The geologist is committed to staying in the area; he believes he's found valuable meteoritic rocks near Payne's house and is hoping to have them verified. Hartle is planning to return to Minnesota, sell his house and then move with his wife back to Anaconda. They would live, Hartle explains, in a 32-foot school bus he's converted into a mobile home, so he could keep working with Payne. Meanwhile, Payne is training with the West Mountain Rangers and pursuing a philanthropic business venture that would employ out-of-work and homeless veterans. He is also trying to get back to his normal life as a father and an electrician.

"They want to paint militia in this light of complete insanity and extremism," Payne says, "but you see my house. You see my family. I live with my grandparents. My wife's at work. My kids are here. I live in this place, this beautiful place. I would much rather work as we were intended. You should be working for your own prosperity, shouldn't you?"

While Payne says he would rather not leave his family again, it seems inevitable that he will. He could be forced to leave, if charges against him are pursued and he's arrested for his part in the Bundy standoff. Or he might leave of his own free will, to respond to OMA's next request for aid. Either way, Payne says he's willing to lay down his life to resist and defend against tyranny.

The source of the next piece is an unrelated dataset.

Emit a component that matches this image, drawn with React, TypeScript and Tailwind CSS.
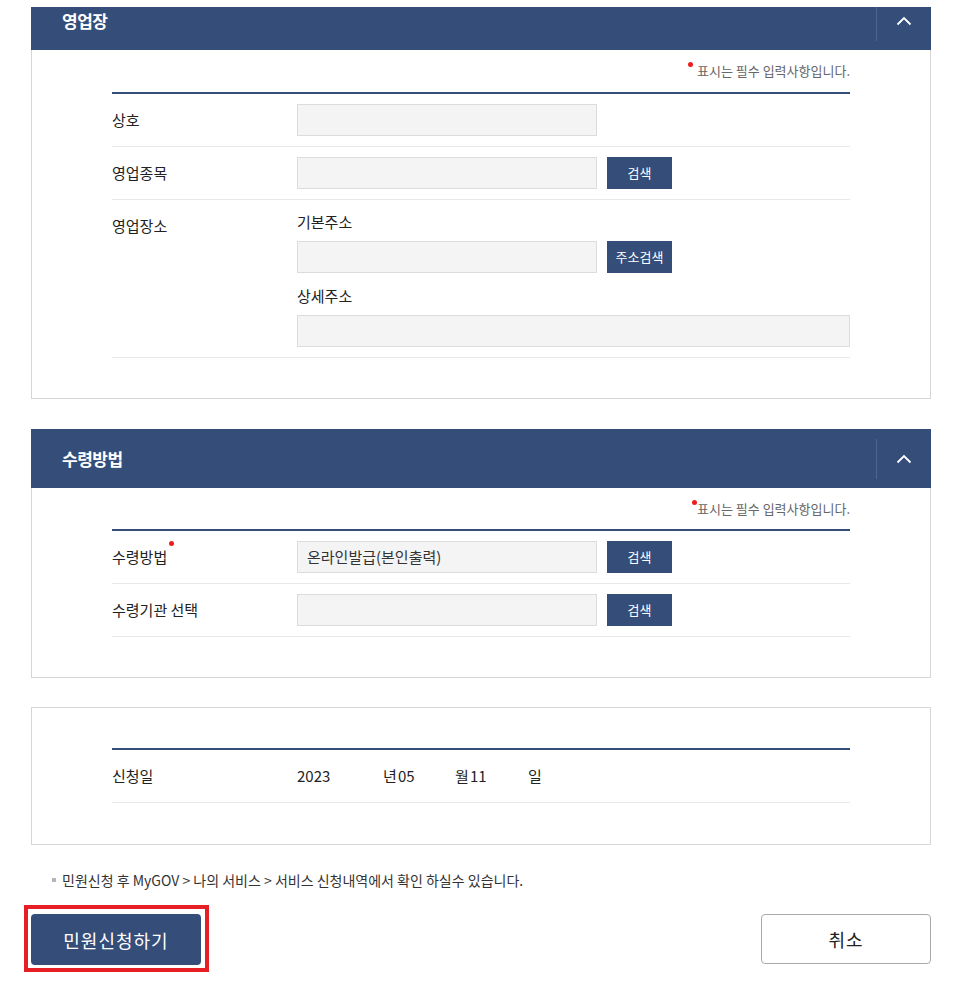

"Not only would we take a shot for each other," he says, "we'd take one for you. If somebody infringed on your rights, you call me up. I'll come stand in between you and the police. It doesn't bother me, if they're infringing on your rights. Whoever it is. If somebody's threatening your life, if somebody's trying to say, 'You're not allowed to do this because we're the authority'—no. You're the authority. You're free to do whatever you want in your life as long as you don't take your brother's feet out from under him. That's what freedom is."

Though Payne keeps talking for another hour or so, eventually he has to go. He canceled plans earlier in the afternoon to shoot gophers with visiting relatives, and he can't be late for dinner. His family is counting on him being there.

This story was updated June 12 to correct a date in Payne's military experience.